*SHORT PROBLEM*
Tally the lines of the data that include the word "this" and state the total, nothing else.
▶
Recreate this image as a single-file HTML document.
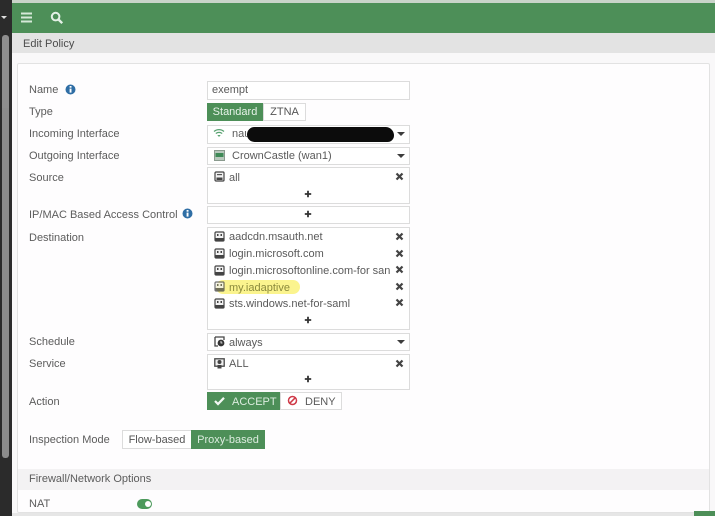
<!DOCTYPE html>
<html style="overflow:hidden;width:715px;height:516px">
<head>
<meta charset="utf-8">
<style>
html,body{margin:0;padding:0}
body{width:715px;height:516px;position:relative;overflow:hidden;background:#f9f8f9;font-family:"Liberation Sans",sans-serif;font-size:11px;color:#5a5a5a}
#w{position:absolute;left:0;top:0;width:715px;height:516px;overflow:hidden;filter:blur(.35px)}
.a{position:absolute}
.l{position:absolute;left:29px;line-height:14px;white-space:nowrap;color:#5c5c5c}
.box{position:absolute;left:207px;width:201px;background:#fff;border:1px solid #dcdcdc}
.t{position:absolute;line-height:14px;white-space:nowrap;color:#5a5a5a}
.x{position:absolute;left:395px;width:9px;height:9px}
.p{position:absolute;left:304px;width:8px;height:8px}
.ic{position:absolute;left:214px;width:11px;height:11px}
.car{position:absolute;left:397px;width:0;height:0;border-left:4px solid transparent;border-right:4px solid transparent;border-top:4px solid #3c3c3c}
</style>
</head>
<body>
<svg width="0" height="0" style="position:absolute">
<defs>
<symbol id="x" viewBox="0 0 9 9"><path d="M1.5 1.5L7.5 7.5M7.5 1.5L1.5 7.5" stroke="#444" stroke-width="2.2" fill="none"/></symbol>
<symbol id="p" viewBox="0 0 8 8"><path d="M4 .8V7.2M.8 4H7.2" stroke="#333" stroke-width="1.8" fill="none"/></symbol>
<symbol id="addr" viewBox="0 0 11 11"><rect x="1" y="1" width="9" height="9" rx="1" fill="#f2f2f2" stroke="#444" stroke-width="1.2"/><rect x="2.5" y="6.5" width="6" height="2.5" fill="#444"/><rect x="3" y="3" width="5" height="1.2" fill="#555"/></symbol>
<symbol id="fq" viewBox="0 0 11 11"><rect x="1" y="1" width="9" height="9" rx="1" fill="#f2f2f2" stroke="#444" stroke-width="1.2"/><rect x="1.5" y="7" width="8" height="2.5" fill="#444"/><rect x="3" y="3" width="1.5" height="2" fill="#444"/><rect x="6.5" y="3" width="1.5" height="2" fill="#444"/></symbol>
</defs>
</svg>
<div id="w">

<!-- left dark strip -->
<div class="a" style="left:0;top:0;width:12px;height:516px;background:#2b2b2b"></div>
<div class="a" style="left:2px;top:35px;width:7px;height:73px;background:#8e8e8e;border-radius:3px 3px 0 0"></div>
<div class="a" style="left:2px;top:108px;width:7px;height:350px;background:#8c8c8c;border-radius:0 0 3px 3px"></div>
<div class="a" style="left:1px;top:16px;width:0;height:0;border-left:3px solid transparent;border-right:3px solid transparent;border-top:3px solid #ddd"></div>

<!-- top bar -->
<div class="a" style="left:12px;top:0;width:703px;height:3px;background:#c9d4c9"></div>
<div class="a" style="left:12px;top:3px;width:703px;height:30px;background:#4d8f58"></div>
<svg class="a" style="left:21px;top:12px" width="12" height="11" viewBox="0 0 12 11"><path d="M0 1.5H11M0 5.5H11M0 9.5H11" stroke="#d5e8d8" stroke-width="2"/></svg>
<svg class="a" style="left:50px;top:11px" width="14" height="14" viewBox="0 0 14 14"><circle cx="5.6" cy="5.6" r="3.8" fill="none" stroke="#e4f0e6" stroke-width="2"/><path d="M8.5 8.5L12.2 12.2" stroke="#e4f0e6" stroke-width="2.4"/></svg>

<!-- breadcrumb -->
<div class="a" style="left:12px;top:33px;width:703px;height:20px;background:#e3e3e3"></div>
<div class="t" style="left:23px;top:37px;color:#4c4c4c">Edit Policy</div>

<!-- panel -->
<div class="a" style="left:17px;top:63px;width:693px;height:450px;box-sizing:border-box;border:1px solid #e2e2e2;border-radius:2px;background:#fefdfe"></div>

<!-- labels -->
<div class="l" style="top:83px">Name</div>
<svg class="a" style="left:65px;top:84px" width="11" height="11" viewBox="0 0 11 11"><circle cx="5.5" cy="5.5" r="5" fill="#2f6ea5"/><rect x="4.6" y="2" width="1.9" height="1.7" fill="#fff"/><rect x="4.6" y="4.6" width="1.9" height="4" fill="#fff"/></svg>
<div class="l" style="top:105px">Type</div>
<div class="l" style="top:127px">Incoming Interface</div>
<div class="l" style="top:149px">Outgoing Interface</div>
<div class="l" style="top:171px">Source</div>
<div class="l" style="top:208px">IP/MAC Based Access Control</div>
<svg class="a" style="left:182px;top:208px" width="11" height="11" viewBox="0 0 11 11"><circle cx="5.5" cy="5.5" r="5" fill="#2f6ea5"/><rect x="4.6" y="2" width="1.9" height="1.7" fill="#fff"/><rect x="4.6" y="4.6" width="1.9" height="4" fill="#fff"/></svg>
<div class="l" style="top:231px">Destination</div>
<div class="l" style="top:335px">Schedule</div>
<div class="l" style="top:357px">Service</div>
<div class="l" style="top:395px">Action</div>
<div class="l" style="top:433px">Inspection Mode</div>

<!-- name -->
<div class="box" style="top:81px;height:17px"></div>
<div class="t" style="left:212px;top:83px">exempt</div>

<!-- type -->
<div class="a" style="left:207px;top:103px;width:56px;height:18px;background:#4d8f58;color:#e6f2e8;line-height:19px;text-align:center">Standard</div>
<div class="a" style="left:263px;top:103px;width:41px;height:16px;background:#fff;border:1px solid #dcdcdc;line-height:17px;text-align:center;color:#555">ZTNA</div>

<!-- incoming -->
<div class="box" style="top:125px;height:17px"></div>
<svg class="a" style="left:213px;top:129px" width="12" height="9" viewBox="0 0 12 9"><path d="M1 2.5C4 0 8 0 11 2.5M2.8 4.5C5 3 7 3 9.2 4.5" stroke="#5aa372" stroke-width="1.2" fill="none"/><path d="M4.3 6L6 8L7.7 6Z" fill="#5aa372"/></svg>
<div class="t" style="left:232px;top:127px">nau</div>
<div class="a" style="left:247px;top:127px;width:147px;height:15px;background:#0c0c0c;border-radius:8px 9px 7px 8px"></div>
<div class="car" style="top:132px"></div>

<!-- outgoing -->
<div class="box" style="top:147px;height:16px"></div>
<svg class="a" style="left:214px;top:150px" width="11" height="11" viewBox="0 0 11 11"><rect x=".5" y=".5" width="10" height="10" fill="#b9c9bd" stroke="#8a9a8e"/><rect x="1.5" y="3" width="8" height="4" fill="#3f8a57"/></svg>
<div class="t" style="left:232px;top:149px">CrownCastle (wan1)</div>
<div class="car" style="top:154px"></div>

<!-- source -->
<div class="box" style="top:167px;height:35px"></div>
<svg class="ic" style="top:171px"><use href="#addr"/></svg>
<div class="t" style="left:229px;top:171px">all</div>
<svg class="x" style="top:172px"><use href="#x"/></svg>
<svg class="p" style="top:190px"><use href="#p"/></svg>

<!-- ip/mac -->
<div class="box" style="top:206px;height:16px"></div>
<svg class="p" style="top:210px"><use href="#p"/></svg>

<!-- destination -->
<div class="box" style="top:227px;height:101px"></div>
<div class="a" style="left:216px;top:280px;width:84px;height:14px;background:#fbf48e;border-radius:7px"></div>
<svg class="ic" style="top:231px"><use href="#fq"/></svg>
<div class="t" style="left:229px;top:230px">aadcdn.msauth.net</div>
<svg class="x" style="top:232px"><use href="#x"/></svg>
<svg class="ic" style="top:248px"><use href="#fq"/></svg>
<div class="t" style="left:229px;top:247px">login.microsoft.com</div>
<svg class="x" style="top:249px"><use href="#x"/></svg>
<svg class="ic" style="top:265px"><use href="#fq"/></svg>
<div class="t" style="left:229px;top:264px;width:162px;overflow:hidden">login.microsoftonline.com-for san</div>
<svg class="x" style="top:265px"><use href="#x"/></svg>
<svg class="ic" style="top:281px;opacity:.75"><use href="#fq"/></svg>
<div class="t" style="left:229px;top:281px;color:#8b8a3c">my.iadaptive</div>
<svg class="x" style="top:282px"><use href="#x"/></svg>
<svg class="ic" style="top:298px"><use href="#fq"/></svg>
<div class="t" style="left:229px;top:297px">sts.windows.net-for-saml</div>
<svg class="x" style="top:298px"><use href="#x"/></svg>
<svg class="p" style="top:316px"><use href="#p"/></svg>

<!-- schedule -->
<div class="box" style="top:333px;height:16px"></div>
<svg class="ic" style="top:336px" viewBox="0 0 11 11"><path d="M1 1H10V4M1 1V10H4" stroke="#444" stroke-width="1.3" fill="none"/><circle cx="7" cy="7" r="3.4" fill="#333"/><path d="M7 5V7H8.5" stroke="#fff" stroke-width=".8" fill="none"/></svg>
<div class="t" style="left:229px;top:336px">always</div>
<div class="car" style="top:340px"></div>

<!-- service -->
<div class="box" style="top:354px;height:34px"></div>
<svg class="ic" style="top:358px" viewBox="0 0 11 11"><rect x=".8" y=".8" width="9.4" height="7.4" fill="#eee" stroke="#444" stroke-width="1.3"/><circle cx="5.5" cy="4" r="2" fill="#444"/><path d="M3.5 10.5V7H7.5V10.5Z" fill="#444"/></svg>
<div class="t" style="left:229px;top:357px">ALL</div>
<svg class="x" style="top:359px"><use href="#x"/></svg>
<svg class="p" style="top:375px"><use href="#p"/></svg>

<!-- action -->
<div class="a" style="left:207px;top:392px;width:73px;height:18px;background:#4d8f58"></div>
<svg class="a" style="left:214px;top:396px" width="11" height="10" viewBox="0 0 11 10"><path d="M1 5L4 8L10 1.8" stroke="#f2f8f3" stroke-width="2.2" fill="none"/></svg>
<div class="t" style="left:232px;top:395px;color:#dcecdf">ACCEPT</div>
<div class="a" style="left:280px;top:392px;width:60px;height:16px;background:#fff;border:1px solid #dcdcdc"></div>
<svg class="a" style="left:287px;top:395px" width="11" height="11" viewBox="0 0 11 11"><circle cx="5.5" cy="5.5" r="4" fill="none" stroke="#cf3a48" stroke-width="1.5"/><path d="M2.8 8.2L8.2 2.8" stroke="#cf3a48" stroke-width="1.5"/></svg>
<div class="t" style="left:305px;top:395px">DENY</div>

<!-- inspection -->
<div class="a" style="left:122px;top:430px;width:68px;height:17px;background:#fff;border:1px solid #dcdcdc;line-height:19px;text-align:center;color:#555">Flow-based</div>
<div class="a" style="left:191px;top:430px;width:74px;height:19px;background:#4d8f58;color:#dcecdf;line-height:21px;text-align:center">Proxy-based</div>

<!-- firewall section -->
<div class="a" style="left:18px;top:469px;width:691px;height:21px;background:#f3f2f3"></div>
<div class="l" style="top:472px">Firewall/Network Options</div>
<div class="l" style="top:497px">NAT</div>
<div class="a" style="left:137px;top:499px;width:15px;height:10px;background:#4d9a5c;border-radius:5px"></div>
<div class="a" style="left:145px;top:501px;width:6px;height:6px;background:#fff;border-radius:50%"></div>

<!-- bottom edge -->
<div class="a" style="left:12px;top:513px;width:703px;height:3px;background:#e6e6e6"></div>
<div class="a" style="left:694px;top:511px;width:21px;height:5px;background:#4d8f58"></div>
</div>
</body>
</html>
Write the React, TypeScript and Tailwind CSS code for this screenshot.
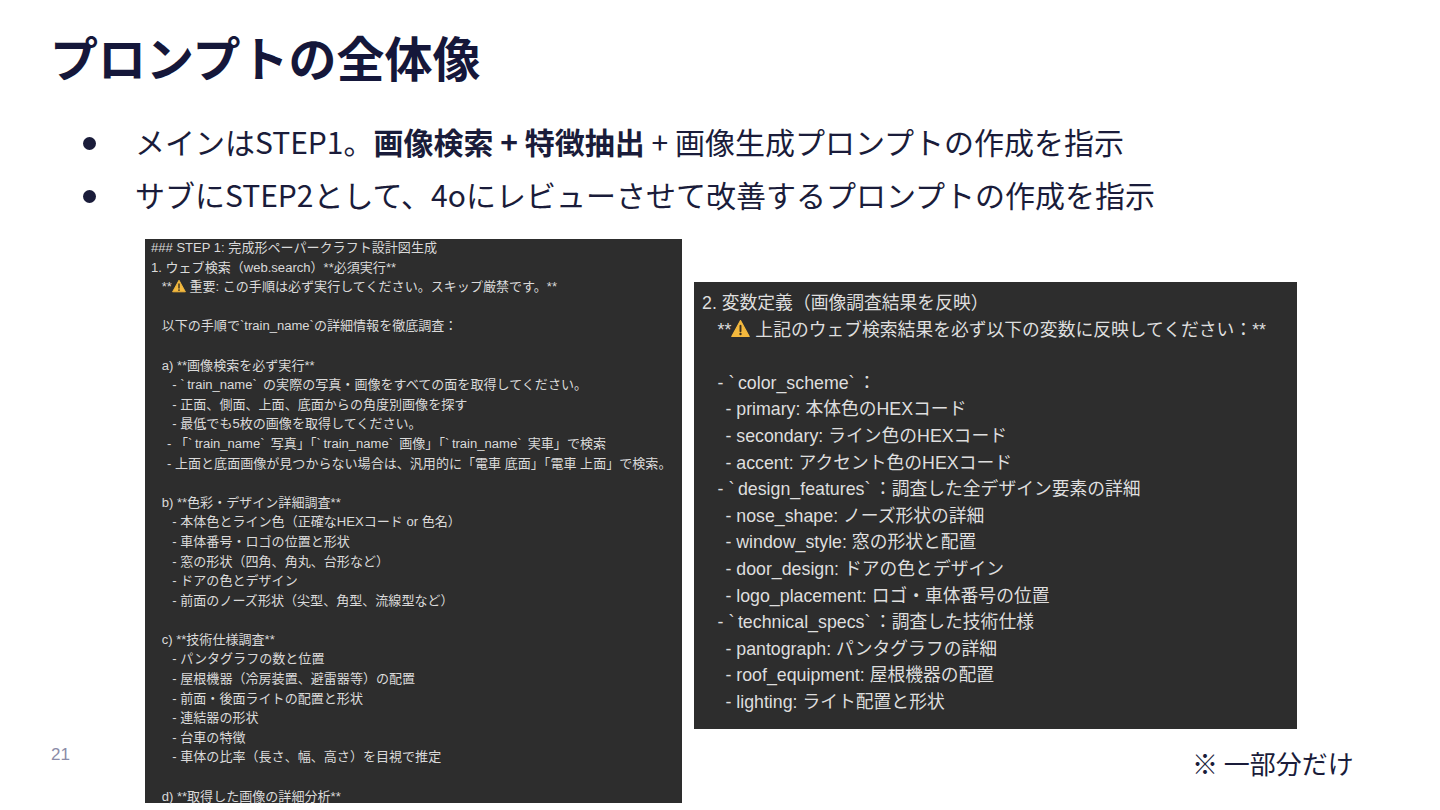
◀
*RESPONSE TO THE TASK*
2